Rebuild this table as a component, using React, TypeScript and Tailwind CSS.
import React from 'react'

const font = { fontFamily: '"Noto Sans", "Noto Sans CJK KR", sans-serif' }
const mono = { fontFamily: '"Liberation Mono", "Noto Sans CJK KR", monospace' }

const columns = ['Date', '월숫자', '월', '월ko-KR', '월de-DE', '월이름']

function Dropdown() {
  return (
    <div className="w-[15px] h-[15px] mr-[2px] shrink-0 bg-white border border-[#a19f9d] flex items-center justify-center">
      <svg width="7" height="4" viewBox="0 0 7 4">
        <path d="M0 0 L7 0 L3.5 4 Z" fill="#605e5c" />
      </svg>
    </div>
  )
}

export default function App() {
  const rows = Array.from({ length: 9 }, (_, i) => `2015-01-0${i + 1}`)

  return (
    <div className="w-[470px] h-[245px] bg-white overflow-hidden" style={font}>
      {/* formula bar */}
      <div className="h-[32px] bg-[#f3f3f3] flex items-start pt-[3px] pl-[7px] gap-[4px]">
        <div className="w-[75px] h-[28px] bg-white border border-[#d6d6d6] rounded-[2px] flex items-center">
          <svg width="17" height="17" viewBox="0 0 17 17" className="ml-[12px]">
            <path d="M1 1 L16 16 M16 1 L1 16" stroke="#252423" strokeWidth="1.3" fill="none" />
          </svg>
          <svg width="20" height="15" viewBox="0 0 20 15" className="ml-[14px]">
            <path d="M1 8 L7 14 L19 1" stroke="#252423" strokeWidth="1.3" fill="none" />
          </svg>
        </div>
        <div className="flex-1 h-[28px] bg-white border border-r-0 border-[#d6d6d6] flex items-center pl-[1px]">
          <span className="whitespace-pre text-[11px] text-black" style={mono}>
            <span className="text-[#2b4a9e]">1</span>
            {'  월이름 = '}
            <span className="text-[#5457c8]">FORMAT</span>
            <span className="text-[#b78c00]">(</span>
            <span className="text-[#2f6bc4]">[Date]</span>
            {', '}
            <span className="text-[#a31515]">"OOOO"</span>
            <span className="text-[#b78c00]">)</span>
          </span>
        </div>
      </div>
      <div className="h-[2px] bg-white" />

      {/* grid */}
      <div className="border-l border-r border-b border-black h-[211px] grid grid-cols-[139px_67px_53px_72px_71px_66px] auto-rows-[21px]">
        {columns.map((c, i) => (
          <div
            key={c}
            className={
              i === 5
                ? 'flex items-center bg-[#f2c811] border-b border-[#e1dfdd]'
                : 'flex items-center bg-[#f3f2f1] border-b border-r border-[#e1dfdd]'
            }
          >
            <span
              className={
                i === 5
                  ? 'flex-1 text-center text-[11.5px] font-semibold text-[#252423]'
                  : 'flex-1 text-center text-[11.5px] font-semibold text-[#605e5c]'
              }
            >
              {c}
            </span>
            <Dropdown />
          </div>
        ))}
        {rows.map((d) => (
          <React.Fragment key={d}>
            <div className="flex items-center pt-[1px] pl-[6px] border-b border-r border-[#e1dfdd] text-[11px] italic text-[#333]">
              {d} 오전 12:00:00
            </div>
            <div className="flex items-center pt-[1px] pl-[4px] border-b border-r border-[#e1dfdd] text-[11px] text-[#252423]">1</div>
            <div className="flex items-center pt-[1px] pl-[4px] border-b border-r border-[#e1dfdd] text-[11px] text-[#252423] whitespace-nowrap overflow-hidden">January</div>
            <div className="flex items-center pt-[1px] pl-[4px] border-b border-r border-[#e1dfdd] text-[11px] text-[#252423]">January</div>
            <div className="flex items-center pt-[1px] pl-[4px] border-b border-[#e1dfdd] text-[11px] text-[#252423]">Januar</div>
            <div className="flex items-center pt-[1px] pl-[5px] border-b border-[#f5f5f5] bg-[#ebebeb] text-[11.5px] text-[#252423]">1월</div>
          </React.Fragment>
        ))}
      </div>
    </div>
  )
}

★ ★ ★

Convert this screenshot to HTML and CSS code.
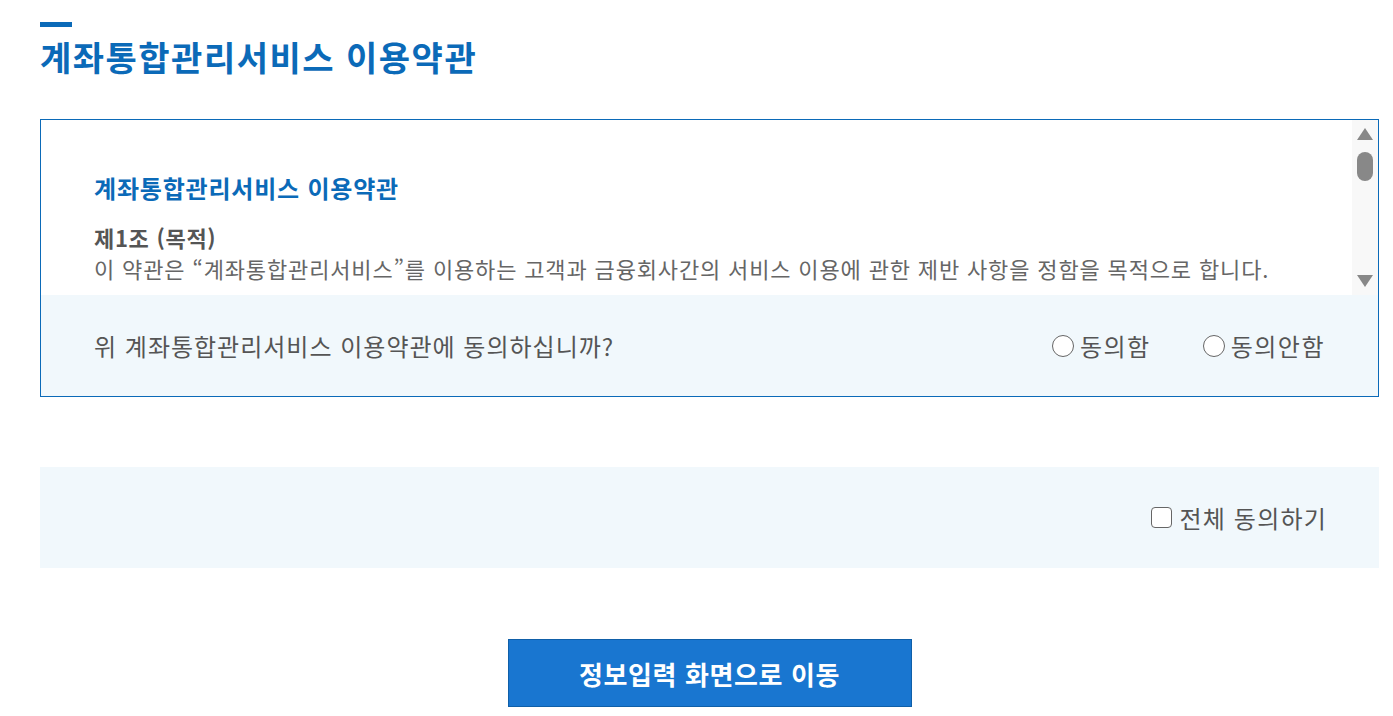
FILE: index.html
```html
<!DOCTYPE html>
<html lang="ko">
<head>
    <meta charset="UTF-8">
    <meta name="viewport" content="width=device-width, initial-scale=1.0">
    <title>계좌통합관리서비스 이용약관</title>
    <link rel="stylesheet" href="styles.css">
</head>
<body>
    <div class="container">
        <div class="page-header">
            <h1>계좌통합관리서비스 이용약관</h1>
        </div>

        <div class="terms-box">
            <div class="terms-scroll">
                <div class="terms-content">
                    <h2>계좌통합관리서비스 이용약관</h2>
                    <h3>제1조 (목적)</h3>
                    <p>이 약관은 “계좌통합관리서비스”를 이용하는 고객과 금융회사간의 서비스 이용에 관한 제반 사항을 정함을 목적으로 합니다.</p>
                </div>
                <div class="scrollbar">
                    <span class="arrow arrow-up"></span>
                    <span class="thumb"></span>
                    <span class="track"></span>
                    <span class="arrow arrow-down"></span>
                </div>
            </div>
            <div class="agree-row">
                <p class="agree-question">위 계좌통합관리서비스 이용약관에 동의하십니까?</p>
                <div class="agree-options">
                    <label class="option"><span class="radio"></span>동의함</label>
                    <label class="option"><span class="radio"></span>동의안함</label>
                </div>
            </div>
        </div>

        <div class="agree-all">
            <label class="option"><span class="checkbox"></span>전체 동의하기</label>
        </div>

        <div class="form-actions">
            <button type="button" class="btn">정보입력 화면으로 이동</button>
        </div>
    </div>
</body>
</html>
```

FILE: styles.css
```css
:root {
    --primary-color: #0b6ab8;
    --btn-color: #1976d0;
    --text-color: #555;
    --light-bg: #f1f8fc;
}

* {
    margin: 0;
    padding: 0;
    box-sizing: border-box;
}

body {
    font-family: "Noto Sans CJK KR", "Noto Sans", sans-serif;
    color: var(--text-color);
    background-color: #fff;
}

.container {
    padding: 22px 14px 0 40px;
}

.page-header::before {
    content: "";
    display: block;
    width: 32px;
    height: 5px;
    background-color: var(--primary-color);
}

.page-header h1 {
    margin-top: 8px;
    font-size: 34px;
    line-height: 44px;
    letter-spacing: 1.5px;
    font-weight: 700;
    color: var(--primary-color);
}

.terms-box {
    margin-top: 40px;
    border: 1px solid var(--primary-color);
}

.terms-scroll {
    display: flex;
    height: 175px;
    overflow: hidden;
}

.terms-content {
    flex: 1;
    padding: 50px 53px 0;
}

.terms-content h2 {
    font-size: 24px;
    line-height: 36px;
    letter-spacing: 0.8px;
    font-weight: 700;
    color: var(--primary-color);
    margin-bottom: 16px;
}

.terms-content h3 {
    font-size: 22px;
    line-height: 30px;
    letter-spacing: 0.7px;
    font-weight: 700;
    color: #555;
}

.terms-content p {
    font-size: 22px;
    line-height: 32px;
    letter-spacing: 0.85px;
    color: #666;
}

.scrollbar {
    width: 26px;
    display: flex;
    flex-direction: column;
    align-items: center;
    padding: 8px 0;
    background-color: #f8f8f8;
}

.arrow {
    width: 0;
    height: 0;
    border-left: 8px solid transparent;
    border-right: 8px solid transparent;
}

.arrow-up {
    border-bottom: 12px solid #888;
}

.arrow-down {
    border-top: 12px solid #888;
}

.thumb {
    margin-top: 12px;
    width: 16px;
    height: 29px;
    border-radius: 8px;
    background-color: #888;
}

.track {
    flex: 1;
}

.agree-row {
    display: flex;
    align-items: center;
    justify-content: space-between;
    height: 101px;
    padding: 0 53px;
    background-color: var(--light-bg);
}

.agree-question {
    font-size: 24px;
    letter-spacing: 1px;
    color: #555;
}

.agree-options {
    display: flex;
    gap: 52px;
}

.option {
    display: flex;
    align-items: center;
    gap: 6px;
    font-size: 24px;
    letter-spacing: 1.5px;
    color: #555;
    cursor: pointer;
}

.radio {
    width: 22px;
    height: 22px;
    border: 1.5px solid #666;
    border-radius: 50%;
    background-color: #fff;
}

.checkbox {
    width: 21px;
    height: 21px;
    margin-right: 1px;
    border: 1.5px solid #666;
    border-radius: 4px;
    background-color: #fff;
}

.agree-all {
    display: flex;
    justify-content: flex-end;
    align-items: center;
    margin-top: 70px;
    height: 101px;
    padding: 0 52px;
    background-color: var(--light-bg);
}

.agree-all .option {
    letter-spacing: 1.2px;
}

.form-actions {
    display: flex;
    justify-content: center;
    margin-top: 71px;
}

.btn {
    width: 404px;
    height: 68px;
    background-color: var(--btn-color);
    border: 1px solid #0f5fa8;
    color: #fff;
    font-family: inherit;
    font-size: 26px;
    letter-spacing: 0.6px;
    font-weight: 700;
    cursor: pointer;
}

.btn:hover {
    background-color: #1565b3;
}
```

★ ★ ★

*DESCRIPTION OF THE TASK*
Using the data above, transcribe the lines that run from the line with "Rebuild this table" to the line with "const columns = ['Date', '월숫자', '월', '월ko-KR', '월de-DE', '월이름']", both ends kept, and output nothing else.

*FULL ANSWER*
Rebuild this table as a component, using React, TypeScript and Tailwind CSS.
import React from 'react'

const font = { fontFamily: '"Noto Sans", "Noto Sans CJK KR", sans-serif' }
const mono = { fontFamily: '"Liberation Mono", "Noto Sans CJK KR", monospace' }

const columns = ['Date', '월숫자', '월', '월ko-KR', '월de-DE', '월이름']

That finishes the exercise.